Being jointly actually responsible for something means that sometimes you really do have to swallow your pride and make tough decisions and unfortunately face the consequences, even if your partner appears to be in comparison getting away with it. The alternative in 2010 would probably have been a rerun of 1974 with two General Elections in one year with no guarantee that any party would have emerged with a workable majority at the end of it.

Mick Jagger once famously sang: “You can’t always get what you want. But if you try sometime you might find you get what you need.” Therefore, perhaps all political parties should in future present the electorate with two menus in their manifestos.

One would be available if they could form a majority administration, whilst the other would outline their negotiating position in the event of their forming a coalition with another party or parties.

Some may find this a cop out; but this is not 1951 when the choice was fairly clear. We’ve moved on since then, whether some of us like it or not. We now need to be far more sophisticated when we cast our vote and far more realistic about the outcome.

It’s worth remembering that we actually vote for a Member of Parliament and not a government.
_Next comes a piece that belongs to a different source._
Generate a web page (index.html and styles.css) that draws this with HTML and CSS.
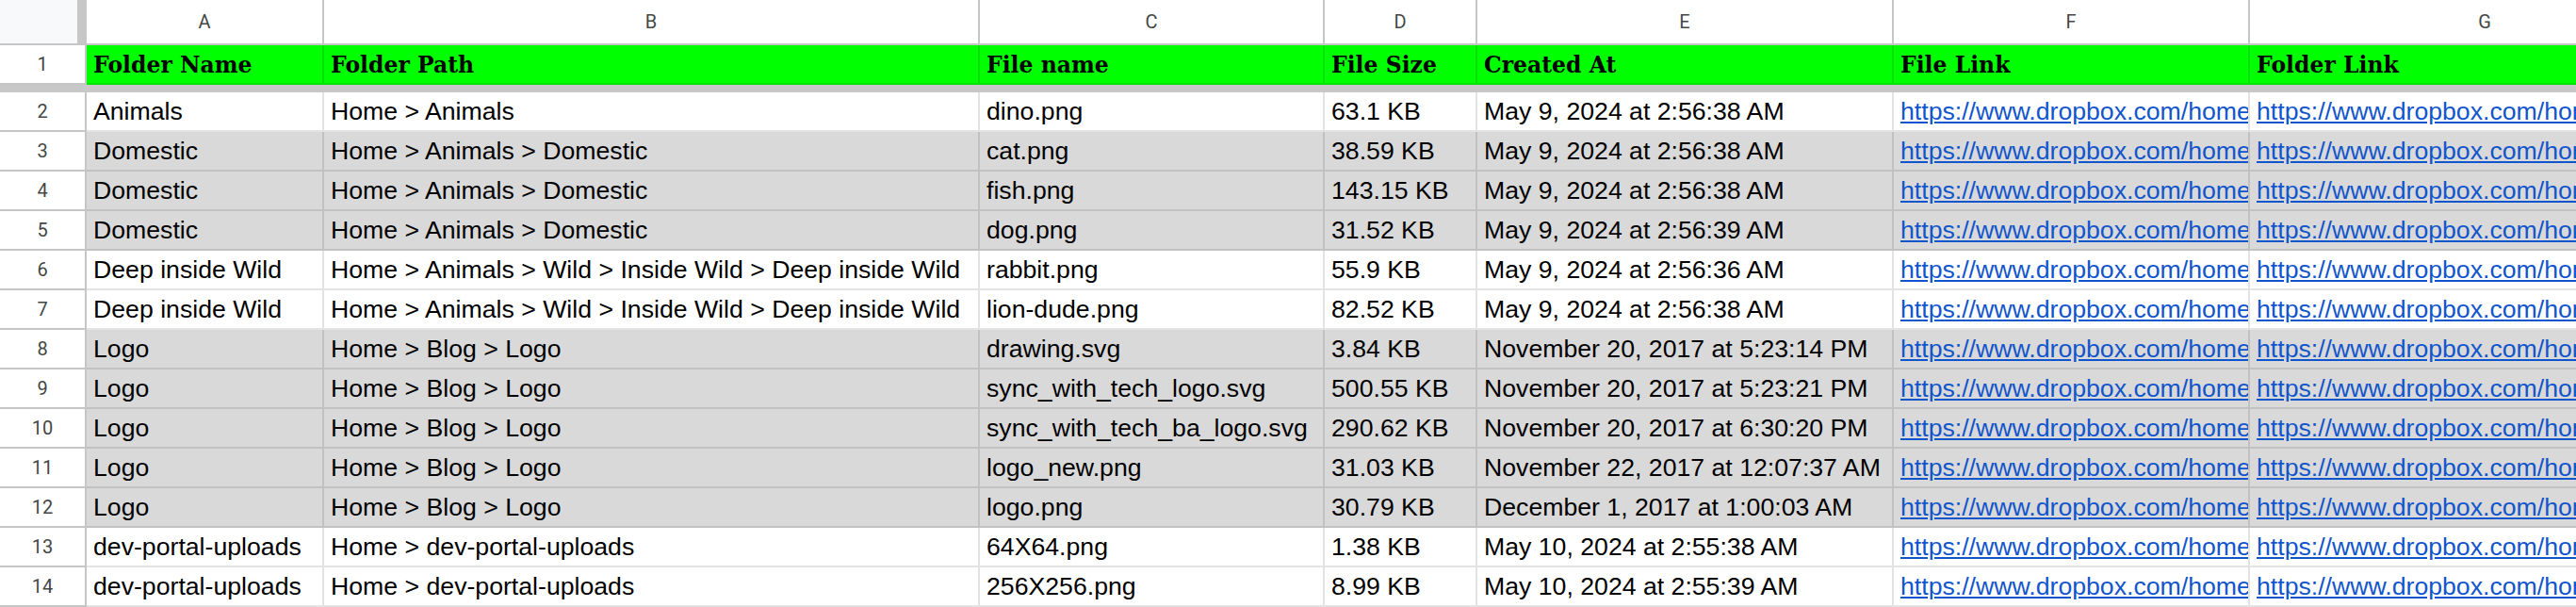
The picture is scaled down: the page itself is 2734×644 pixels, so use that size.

Surely life has taught most of us that we can’t always get what we want, unless we are very, very lucky. Is that so very bad?

John was a councillor for thirty years, finally retiring in 2017. A schoolteacher by profession, he served on the North Hykeham Town Council (1987-2011), the North Kesteven District Council (1987-1999, 2001-2007) and the Lincolnshire County Council (2001-2017). He was also a County Council member of the former Lincolnshire Police Authority for eight years until standing down in 2009. In 1997 he was the Lib Dem Parliamentary candidate for Sleaford and North Hykeham. He is currently not a member of any political party.